Western diplomats indicated Saturday that with the clock running out on a nuclear deal with Iran before Monday’s deadline, the sides would likely settle on an extension of the negotiations.
Representatives of Iran and world powers have been engaged in intensive talks in Vienna in an effort to break the deadlock in their high-stakes nuclear negotiations and secure a historic deal on the eve of a deadline. But diplomats on both sides were pessimistic on Saturday.
“We’ve been very candid that real differences remain and we’re not going to discuss an extension prematurely with the Iranians because that takes pressure off them to wrestle with tough issues now,” one senior American official was quoted by London’s Sunday Times newspaper as saying.
The paper reported that the talks would probably be extended by an additional six months.
“The gap remains big… There now needs to be a political decision,” an Iranian source told AFP on condition of anonymity, putting the onus on the world powers to make concessions.
A European source in the talks said there had been “no significant progress” and “the chances of getting a deal are pretty reduced.
“In order to get a deal, the Iranians will have to budge in a rather substantial manner,” he said. Discussions about a deadline extension could begin as early as Sunday, he added.
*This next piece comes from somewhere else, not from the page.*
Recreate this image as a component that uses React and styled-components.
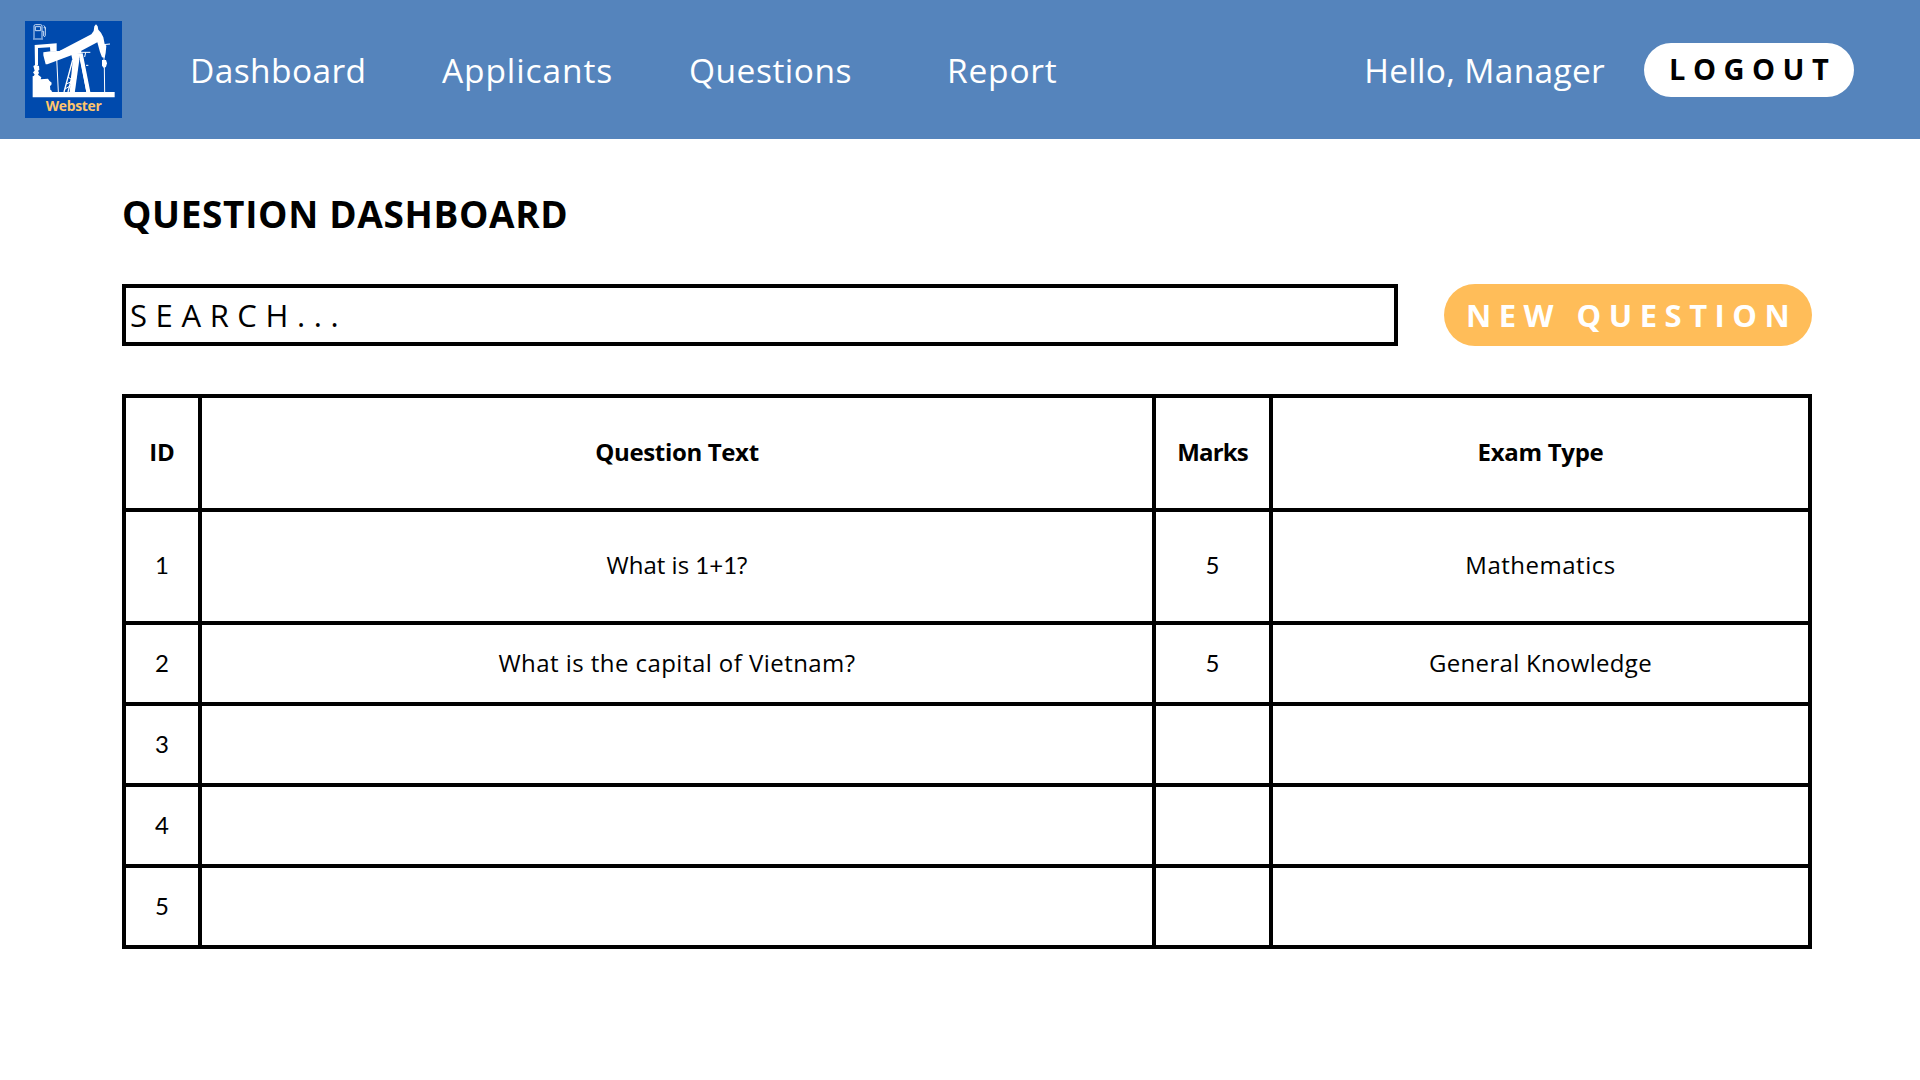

US Secretary of State John Kerry, who on Friday postponed a trip to Paris to remain in Vienna for the talks, met Iranian Foreign Minister Mohammad Javad Zarif on Saturday afternoon, their fourth meeting in three days.
“We’re working hard,” Kerry said Saturday in Vienna, “and we hope we’re making careful progress, but we have big gaps, we still have some serious gaps, which we’re working to close.”
German Foreign Minister Frank-Walter Steinmeier, also in the Austrian capital, called this final weekend of talks, after months of negotiations, a “moment of truth.”
At stake is a historic deal in which Iran would curb its disputed nuclear activities in exchange for broad relief from years of heavy international economic sanctions.
It could end a 12-year standoff that has even raised the prospect of Israeli military strikes on Iranian nuclear facilities. Kerry spoke to Prime Minister Benjamin Netanyahu Saturday by phone.
Many experts believe that the deadline may be extended, as happened with an earlier cut-off point on July 20.
A senior US official said late Saturday that the aim remained getting a deal by Monday night “but we are discussing both internally and with our partners a range of options.”
The United States, Russia, China, Britain, France and Germany have been locked in talks with Iran since February to turn an interim accord reached a year ago into a lasting agreement by November 24.
Such a deal is aimed at easing fears that Tehran will develop nuclear weapons under the guise of its civilian activities.
The Islamic Republic hotly denies such an aim and insists its program is entirely peaceful.